With so much new music out there blog readers like to visit blogs to find new things to listen to that they may not have heard before - they want to hear about the good stuff – and that’s what a lot of blogs try to write about. But it’s important for those around young artists (family, friends, music industry people working for them) to give those artists a sense of realism, keep their feet on the ground and make them understand at an early point that not every person or every publication will like everything they do and to learn to accept that.

Oh, here's a Lorde remix that was released last week by Flume. Guess what, a lot of blogs loved it. So do we.
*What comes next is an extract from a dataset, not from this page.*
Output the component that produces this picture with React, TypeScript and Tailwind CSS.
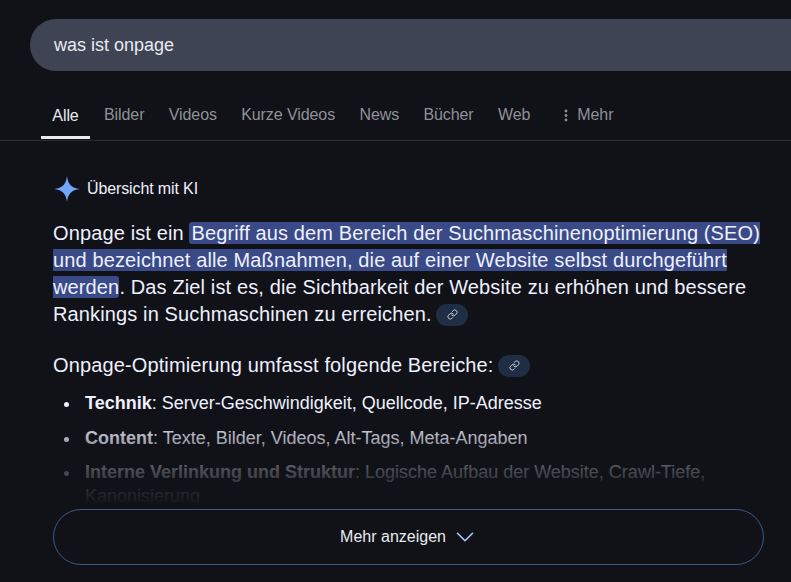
import { ChevronDown, Link } from "lucide-react";

const tabs = ["Bilder", "Videos", "Kurze Videos", "News", "Bücher", "Web"];

const bullets = [
  { title: "Technik", text: "Server-Geschwindigkeit, Quellcode, IP-Adresse" },
  { title: "Content", text: "Texte, Bilder, Videos, Alt-Tags, Meta-Angaben" },
  { title: "Interne Verlinkung und Struktur", text: "Logische Aufbau der Website, Crawl-Tiefe, Kanonisierung" },
];

// kleines Link-Badge hinter den Absätzen
function LinkChip() {
  return (
    <span className="inline-flex items-center justify-center w-[32px] h-[22px] rounded-full bg-[#1f2e44] align-[1px] ml-[-1px]">
      <Link size={11} strokeWidth={2} className="text-[#d5d9e0]" />
    </span>
  );
}

export default function App() {
  return (
    <div className="relative w-[791px] h-[582px] overflow-hidden bg-[#111218] text-[#eef0ff] font-['Liberation_Sans',Arial,sans-serif]">
      {/* Suchleiste */}
      <div className="pt-[19px] pl-[30px]">
        <div className="h-[52px] rounded-l-[26px] bg-[#3f4454] flex items-center pl-[24px] text-[18px] text-[#e8eaed]">
          was ist onpage
        </div>
      </div>

      {/* Tabs */}
      <div className="mt-[22px] h-[48px] pl-[41px] flex items-start border-b border-[#2d2e33] text-[16px] tracking-[-0.08px] text-[#8f9197]">
        <div className="relative w-[49px] h-[47px] pt-[11px] text-center text-[#e8eaed]">
          Alle
          <span className="absolute left-0 right-0 bottom-[1px] h-[3px] bg-[#e8eaed]"></span>
        </div>
        <div className="flex gap-[24.3px] pl-[14px] pt-[10px]">
          {tabs.map((t) => (
            <span key={t}>{t}</span>
          ))}
        </div>
        <div className="flex items-center gap-[9px] pl-[34px] pt-[10px]">
          <svg width="4" height="14" viewBox="0 0 4 14" className="text-[#8f9197]">
            <circle cx="2" cy="3" r="1.4" fill="currentColor" />
            <circle cx="2" cy="7.5" r="1.4" fill="currentColor" />
            <circle cx="2" cy="12" r="1.4" fill="currentColor" />
          </svg>
          <span>Mehr</span>
        </div>
      </div>

      {/* KI Übersicht */}
      <div className="relative pl-[53px] pr-[28px]">
        <div className="flex items-center gap-[6px] pt-[34px] h-[62px] text-[16px] tracking-[-0.12px]">
          <svg width="28" height="28" viewBox="0 0 28 28">
            <path d="M14 1 C15 9 18 13 27 14 C18 15 15 19 14 27 C13 19 10 15 1 14 C10 13 13 9 14 1 Z" fill="#6ea8fe" />
          </svg>
          <span>Übersicht mit KI</span>
        </div>

        <p className="mt-[17px] text-[20px] leading-[27px] tracking-[0.13px]">
          Onpage ist ein{" "}
          <mark className="bg-[#394a86] text-[#eef0ff] rounded-[3px] pl-[2px]">
            Begriff aus dem Bereich der Suchmaschinenoptimierung (SEO) und bezeichnet alle Maßnahmen, die auf einer Website selbst durchgeführt werden
          </mark>
          . Das Ziel ist es, die Sichtbarkeit der Website zu erhöhen und bessere Rankings in Suchmaschinen zu erreichen. <LinkChip />
        </p>

        <p className="mt-[24px] text-[20px] leading-[27px] tracking-[0.13px]">
          Onpage-Optimierung umfasst folgende Bereiche: <LinkChip />
        </p>

        <ul className="mt-[12px] pl-[10.5px] text-[18px] leading-[24px] space-y-[10.5px]">
          {bullets.map((b) => (
            <li key={b.title} className="flex">
              <span className="shrink-0 w-[5px] h-[5px] mt-[11px] mr-[16.5px] rounded-full bg-[#eef0ff]"></span>
              <div>
                <b>{b.title}</b>: {b.text}
              </div>
            </li>
          ))}
        </ul>

        {/* Ausblendung über der Liste */}
        <div className="absolute left-0 right-0 top-[261px] h-[107px] bg-gradient-to-b from-transparent from-[15px] via-[#111218bf] via-[69px] to-[#111218] to-[104px]"></div>
      </div>
      <div className="absolute left-[53px] top-[509px] w-[711px] h-[56px] pl-[3px] rounded-full border border-[#3f5a85] bg-[#111218] flex items-center justify-center gap-[4px] text-[16px] text-[#e8eaed]">
        Mehr anzeigen
        <ChevronDown size={30} strokeWidth={1.3} className="text-[#a8c7fa]" />
      </div>
    </div>
  );
}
There you are - that's our 'journalism'.

Lorde - Tennis Court (Flume Remix)


Unknown said...

i tend to agree they have grown up thinking everyone loves them rather than the good old days of not being listened to in clubs and ignored by records labels for years. is the problem not also that these people are kids effectively, but getting to speak their minds to the media like adults. imagine the crap you woulda said to a magazine if interviewed at 16/17 lol

Richard G said...

I am along with you on this. Life, as a none-professional blogger is too short to be worrying ones-self about finding music to criticize. I will listen to almost anything, once, and if it doesn't move me then you'll probably never know that I listened at all. The most likely exception is the comparative:
"I like 'A'but not 'B' because..."

Keep up the good work!

Casey said...

If I wrote about every thing I disliked, I'd never get around to writing about what I liked.

Breaking More Waves Blog said...

Thanks for the comments guys.

Lauren - yes I totally agree, the sh*t we spout as teenagers is, well, sh*t really isn't it? It's probably why a lot of young acts have their social media outlets 'managed' for them. Clearly Lorde doesn't in this case, which in a way is good - at least you get the real her rather than a sanitized record label version.